Locate the lines where "styles" occurs and copy them as they stand.
====== Information supplied
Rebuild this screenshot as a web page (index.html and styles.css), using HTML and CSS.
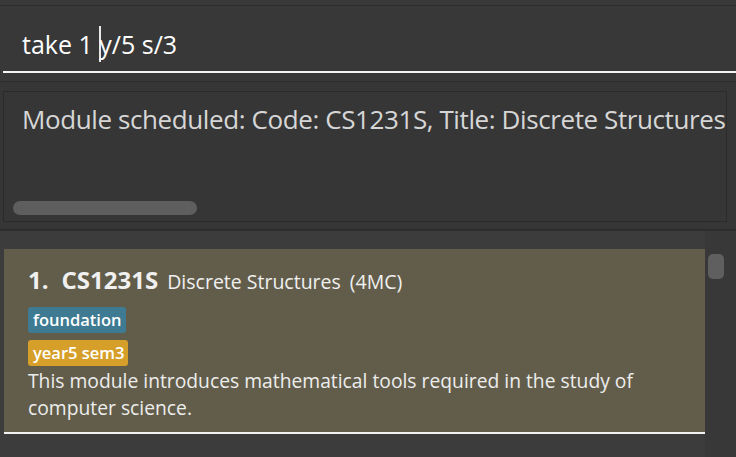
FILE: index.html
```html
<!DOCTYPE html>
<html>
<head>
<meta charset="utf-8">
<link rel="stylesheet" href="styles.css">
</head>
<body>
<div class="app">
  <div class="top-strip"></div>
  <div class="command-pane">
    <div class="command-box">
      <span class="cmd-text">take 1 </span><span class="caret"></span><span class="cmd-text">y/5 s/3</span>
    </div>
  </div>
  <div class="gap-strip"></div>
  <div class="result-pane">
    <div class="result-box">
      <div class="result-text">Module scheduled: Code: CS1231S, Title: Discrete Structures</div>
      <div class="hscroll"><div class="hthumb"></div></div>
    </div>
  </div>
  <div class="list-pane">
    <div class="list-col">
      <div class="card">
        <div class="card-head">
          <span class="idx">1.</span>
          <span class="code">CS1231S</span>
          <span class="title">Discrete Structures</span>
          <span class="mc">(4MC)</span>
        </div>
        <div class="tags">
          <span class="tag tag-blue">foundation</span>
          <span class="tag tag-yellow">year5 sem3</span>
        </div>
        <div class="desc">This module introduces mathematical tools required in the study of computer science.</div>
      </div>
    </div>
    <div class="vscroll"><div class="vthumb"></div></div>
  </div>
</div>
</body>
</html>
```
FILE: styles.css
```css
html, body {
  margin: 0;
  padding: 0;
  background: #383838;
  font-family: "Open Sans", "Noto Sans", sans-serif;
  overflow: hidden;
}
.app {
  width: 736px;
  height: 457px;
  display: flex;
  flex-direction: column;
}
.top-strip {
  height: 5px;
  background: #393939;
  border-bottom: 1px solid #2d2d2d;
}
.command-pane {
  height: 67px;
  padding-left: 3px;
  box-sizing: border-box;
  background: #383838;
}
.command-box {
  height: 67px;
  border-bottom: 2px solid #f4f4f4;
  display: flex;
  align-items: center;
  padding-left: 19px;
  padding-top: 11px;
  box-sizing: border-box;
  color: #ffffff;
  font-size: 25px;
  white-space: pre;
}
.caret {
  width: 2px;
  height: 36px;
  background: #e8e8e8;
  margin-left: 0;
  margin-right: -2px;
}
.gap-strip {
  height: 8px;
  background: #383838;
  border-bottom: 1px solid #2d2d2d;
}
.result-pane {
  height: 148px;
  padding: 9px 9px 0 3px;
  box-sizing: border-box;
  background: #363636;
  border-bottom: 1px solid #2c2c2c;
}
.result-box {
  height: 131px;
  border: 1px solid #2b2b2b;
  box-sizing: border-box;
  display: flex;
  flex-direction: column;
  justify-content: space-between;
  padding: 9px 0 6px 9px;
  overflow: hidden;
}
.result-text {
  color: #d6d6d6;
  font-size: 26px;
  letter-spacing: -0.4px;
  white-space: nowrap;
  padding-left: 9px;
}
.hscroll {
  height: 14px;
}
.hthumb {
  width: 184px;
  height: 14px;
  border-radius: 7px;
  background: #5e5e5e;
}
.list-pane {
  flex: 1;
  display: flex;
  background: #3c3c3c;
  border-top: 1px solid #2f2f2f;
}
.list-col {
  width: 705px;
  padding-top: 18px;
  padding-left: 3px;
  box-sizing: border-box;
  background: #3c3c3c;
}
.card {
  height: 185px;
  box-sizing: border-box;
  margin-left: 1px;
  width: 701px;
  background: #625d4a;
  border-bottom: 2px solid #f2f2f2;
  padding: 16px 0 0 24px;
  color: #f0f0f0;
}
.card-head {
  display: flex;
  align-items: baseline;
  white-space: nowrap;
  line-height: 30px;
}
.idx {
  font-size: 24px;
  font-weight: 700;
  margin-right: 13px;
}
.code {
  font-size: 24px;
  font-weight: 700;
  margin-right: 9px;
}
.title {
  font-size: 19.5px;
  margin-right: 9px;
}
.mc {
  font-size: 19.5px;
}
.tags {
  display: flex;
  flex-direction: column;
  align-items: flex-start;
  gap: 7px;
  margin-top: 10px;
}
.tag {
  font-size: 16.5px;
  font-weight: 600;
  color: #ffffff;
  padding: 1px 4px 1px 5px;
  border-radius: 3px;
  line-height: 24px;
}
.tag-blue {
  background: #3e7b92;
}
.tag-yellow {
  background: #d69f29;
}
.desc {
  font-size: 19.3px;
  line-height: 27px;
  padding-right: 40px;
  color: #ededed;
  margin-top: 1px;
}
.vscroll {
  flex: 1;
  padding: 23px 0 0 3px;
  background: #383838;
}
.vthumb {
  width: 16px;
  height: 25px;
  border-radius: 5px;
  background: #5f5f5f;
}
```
============
§ **Written answer**
Rebuild this screenshot as a web page (index.html and styles.css), using HTML and CSS.
<link rel="stylesheet" href="styles.css">
FILE: styles.css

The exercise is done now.